It matters little whether Jesus was born at Nazareth or Bethlehem. The accounts conflict,[1] but the point is of no consequence.

It is of consequence, however, that He was born in a stable and cradled in a manger. This fact of itself, about which there is no question, certifies conclusively the proletarian character of Jesus Christ. Had his parents been other than poor working people — money-changers, usurers, merchants, lawyers, scribes, priests, or other parasites — He would not have been delivered from His mother’s womb on a bed of straw in a stable among asses and other animals.[2]

Was Jesus divinely begotten? Yes, the same as every other babe ever born in the world. He was of miraculous origin the same as all the rest of mankind.[3] The scriptural account of his “immaculate conception” is a beautiful myth,[4] but scarcely more of a miracle than the conception of all other babes.

Jesus was not divine because he was less human than his fellowmen but for the opposite reason that he was supremely human, and it is this of which his divinity consists, the fullness and perfection of him as an intellectual, moral and spiritual human being.[5]

The chronicles of his time and of later days are filled with contradictory and absurd stories about him and he has been disfigured and distorted by cunning priests to serve their knavish ends and by ignorant idolaters to give godly sanction to their blind bigotry and savage superstition, but there is no impenetrable myth surrounding the personality of Jesus Christ. He was not a legendary or allegorical figure, but as Bouck White and others have shown us, a flesh and blood Man in the fullness of his matchless powers and the completeness of his transcendent consecration.[6]

To me Jesus Christ is as real, as palpitant and pervasive as a historic character as John Brown, Abraham Lincoln or Karl Marx.[7] He has persisted in spite of two thousand years of theological emasculation to destroy his revolutionary personality, and is today the greatest moral force in the world.

The vain attempt persisted in through twenty centuries of ruling class interpolation, interpretation and falsification to make Jesus appear the divinely commissioned conservator of the peace and soother of the oppressed, instead of the master proletarian revolutionist and sower of the social whirlwind — the vain attempt to prostitute the name and teachings and example of the martyred Christ to the power of Mammon, the very power which had murdered him in cold blood, vindicates his transcendent genius and proclaims the immortality of his work.

Nothing is known of Jesus Christ as a lad except that at twelve his parents took him to Jerusalem, where he confounded the learned doctors by the questions he asked them.
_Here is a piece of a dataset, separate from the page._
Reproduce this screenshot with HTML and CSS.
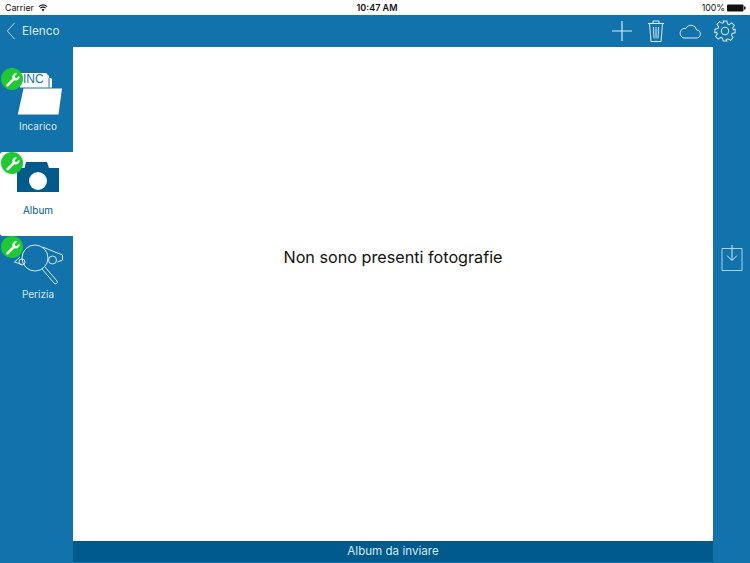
FILE: index.html
```html
<!DOCTYPE html>
<html lang="it">
<head>
<meta charset="utf-8">
<title>Album</title>
<link rel="stylesheet" href="styles.css">
</head>
<body>
<div class="app">
  <header class="status">
    <div class="status-left">
      <span>Carrier</span>
      <svg class="wifi" viewBox="0 0 12 9" width="10" height="8"><path d="M6 8.600 4.200 6.400a2.800 2.800 0 0 1 3.600 0Z" fill="#111"/><path d="M3.200 5.200a4.500 4.500 0 0 1 5.600 0l.8-1a5.800 5.800 0 0 0-7.200 0Z" fill="#111"/><path d="M1.600 3.300a7 7 0 0 1 8.800 0l.9-1a8.400 8.400 0 0 0-10.600 0Z" fill="#111"/></svg>
    </div>
    <div class="status-time">10:47 AM</div>
    <div class="status-right">
      <span>100%</span>
      <svg class="battery" viewBox="0 0 19 8" width="19" height="8"><rect x="0" y="0.5" width="16.500" height="7" rx="1" fill="#111"/><rect x="17" y="2.500" width="1.500" height="3" fill="#111"/></svg>
    </div>
  </header>
  <nav class="navbar">
    <div class="back">
      <svg class="back-icon" viewBox="0 0 10 20" width="10" height="18"><path d="M9 1 1 10l8 9" fill="none" stroke="#b9dcf0" stroke-width="1.100"/></svg>
      <span>Elenco</span>
    </div>
    <div class="actions">
      <svg viewBox="0 0 22 22" width="22" height="22"><path d="M11 1v20M1 11h20" stroke="#d5eaf6" stroke-width="1.200" fill="none"/></svg>
      <svg viewBox="0 0 18 24" width="18" height="24"><g fill="none" stroke="#d5eaf6" stroke-width="1"><path d="M1 4.500h16M6 4.500V2h6v2.500M2.500 4.500 4 22.500h10l1.500-18"/><path d="M6.500 8l.5 11.500M9 8v11.500M11.500 8 11 19.500"/></g></svg>
      <svg viewBox="0 0 22 15" width="22" height="15"><path d="M5 14h12a4 4 0 0 0 .6-8A5.600 5.600 0 0 0 7 4.400 4.800 4.800 0 0 0 5 14Z" fill="none" stroke="#d5eaf6" stroke-width="1"/></svg>
      <svg viewBox="0 0 24 24" width="22" height="22"><g fill="none" stroke="#d5eaf6" stroke-width="1.100"><circle cx="12" cy="12" r="4"/><path d="M10 1h4l.7 3.200 1.900.8 2.800-1.800 2.800 2.800-1.800 2.800.8 1.900L23 10v4l-3.200.7-.8 1.900 1.800 2.800-2.800 2.800-2.800-1.800-1.900.8L14 23h-4l-.7-3.200-1.900-.8-2.800 1.800-2.800-2.800 1.800-2.800-.8-1.900L1 14v-4l3.200-.7.8-1.900L3.200 4.600 6 1.800l2.800 1.800 1.900-.8Z"/></g></svg>
    </div>
  </nav>
  <div class="body">
    <aside class="sidebar">
      <div class="tab">
        <svg class="badge" viewBox="0 0 22 22" width="22" height="22"><circle cx="11" cy="11" r="11" fill="#1fc932"/><path d="M5.500 16.500l6-6a3.800 3.800 0 0 1 4.700-5l-2.400 2.400.3 1.800 1.800.3 2.400-2.400a3.800 3.800 0 0 1-5 4.700l-6 6a1.300 1.300 0 0 1-1.800-1.800Z" fill="#fff"/></svg>
        <svg class="tab-icon folder" viewBox="0 0 46 49" width="46" height="49">
          <path d="M3 4h26l3 3v2h2l1 1v8.500H3Z" fill="#fff"/>
          <path d="M32 9v9.500" stroke="#1272ab" stroke-width="1" fill="none"/>
          <path d="M6.500 19.500H45L41.500 45.500H.8Z" fill="#fff"/>
          <text x="6" y="14" class="inc">INC</text>
        </svg>
        <span class="tab-label">Incarico</span>
      </div>
      <div class="tab tab-active">
        <svg class="badge" viewBox="0 0 22 22" width="22" height="22"><circle cx="11" cy="11" r="11" fill="#1fc932"/><path d="M5.500 16.500l6-6a3.800 3.800 0 0 1 4.700-5l-2.400 2.400.3 1.800 1.800.3 2.400-2.400a3.800 3.800 0 0 1-5 4.700l-6 6a1.300 1.300 0 0 1-1.800-1.800Z" fill="#fff"/></svg>
        <svg class="tab-icon" viewBox="0 0 46 49" width="46" height="49">
          <path d="M2 15H9.500L11 9H32L34 15H44V39H2Z" fill="#005a8c"/>
          <circle cx="23" cy="28" r="9" fill="#fff"/>
        </svg>
        <span class="tab-label">Album</span>
      </div>
      <div class="tab">
        <svg class="badge" viewBox="0 0 22 22" width="22" height="22"><circle cx="11" cy="11" r="11" fill="#1fc932"/><path d="M5.500 16.500l6-6a3.800 3.800 0 0 1 4.700-5l-2.400 2.400.3 1.800 1.800.3 2.400-2.400a3.800 3.800 0 0 1-5 4.700l-6 6a1.300 1.300 0 0 1-1.800-1.800Z" fill="#fff"/></svg>
        <svg class="tab-icon perizia" viewBox="0 0 50 49" width="50" height="49">
          <g fill="none" stroke="#d5eaf6" stroke-width="1">
            <circle cx="21" cy="21" r="13"/>
            <path d="M28.500 10 48.500 18v5l-5 2"/>
            <circle cx="38.500" cy="23" r="4"/>
            <path d="M6 20 .5 25 8 27.500"/>
            <circle cx="8" cy="25" r="3"/>
            <path d="M31 30 43 44a1.600 1.600 0 0 1-3 2L28 32"/>
          </g>
        </svg>
        <span class="tab-label">Perizia</span>
      </div>
    </aside>
    <div class="center">
      <main class="content">
        <p class="empty">Non sono presenti fotografie</p>
      </main>
      <div class="footer">Album da inviare</div>
    </div>
    <aside class="rail">
      <svg viewBox="0 0 22 27" width="22" height="27"><path d="M1 4.500h20v22H1Z" fill="none" stroke="#a9d3ec" stroke-width="1"/><path d="M11 1v15M6 11.500l5 5 5-5" fill="none" stroke="#d5eaf6" stroke-width="1"/></svg>
    </aside>
  </div>
</div>
</body>
</html>
```
FILE: styles.css
```css
* { box-sizing: border-box; }
html, body { margin: 0; padding: 0; }
body { width: 750px; height: 563px; overflow: hidden; background: #1272ab; font-family: Inter, "Liberation Sans", sans-serif; }
svg { display: block; }
.app { width: 750px; height: 563px; display: flex; flex-direction: column; }

.status { height: 15px; flex: none; background: #fff; color: #111; display: grid; grid-template-columns: 1fr auto 1fr; align-items: center; padding: 0 4px 0 5px; font-size: 8.800px; }
.status-left { display: flex; align-items: center; gap: 4px; }
.status-time { font-weight: 600; font-size: 9px; padding-left: 3px; }
.status-right { display: flex; align-items: center; justify-content: flex-end; gap: 2px; }

.navbar { height: 32px; flex: none; display: flex; align-items: center; justify-content: space-between; color: #d5eaf6; padding: 0 14px 0 6px; }
.back { display: flex; align-items: center; gap: 6px; font-size: 11.800px; }
.actions { display: flex; align-items: center; gap: 14px; }
.actions svg:last-child { margin-left: -1px; }

.body { flex: 1; display: flex; min-height: 0; }
.sidebar { width: 73px; flex: none; padding-top: 21px; }
.tab { position: relative; height: 84px; padding: 1px 0 0 3px; display: flex; flex-direction: column; align-items: center; color: #d5eaf6; font-size: 10px; }
.tab-active { background: #fff; color: #005a8c; border-radius: 3px 0 0 3px; }
.tab-icon { flex: none; }
.folder { margin-left: 4px; }
.perizia { margin-left: 2px; }
.tab-label { margin-top: 1px; line-height: 14px; }
.badge { position: absolute; left: 1px; top: 0; z-index: 1; }
.inc { font-family: "Liberation Sans", sans-serif; font-size: 12px; fill: #1272ab; }

.center { width: 640px; flex: none; display: flex; flex-direction: column; }
.content { flex: 1; background: #fff; display: flex; justify-content: center; padding-top: 198px; }
.empty { margin: 0; font-size: 16.200px; line-height: 24px; color: #111; }
.footer { height: 21px; flex: none; margin-bottom: 1px; background: #005a8c; color: #d5eaf6; font-size: 11.600px; text-align: center; line-height: 21px; }

.rail { flex: 1; display: flex; justify-content: center; padding-top: 197px; }
```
We have no knowledge as to what these questions were, but taking his lowly birth, his poverty and suffering into account, in contrast with the riches of Jerusalem which now dazzled his vision, and in the light of his subsequent career we are not left to conjecture as to the nature of the interrogation to which the inquisitive lad subjected the smug doctors in the temple.

There are but meagre accounts of the doings of Jesus until at a trifle over thirty he entered upon his public “ministry” and began the campaign of agitation and revolt he had been planning and dreaming through all the years of his yearning and burning adolescence. He was of the working class and loyal to it in every drop of his hot blood to the very hour of his death. He hated and denounced the rich and cruel exploiter as passionately as he loved and sympathized with his poor and suffering victims.

“I speak not of you all; I know whom I have chosen,” was his class-conscious announcement to his disciples, all of whom were of the proletariat, not an exploiter or desirable citizen among them.[8] No, not one! It was a working class movement he was organizing and a working class revolution he was preparing the way for.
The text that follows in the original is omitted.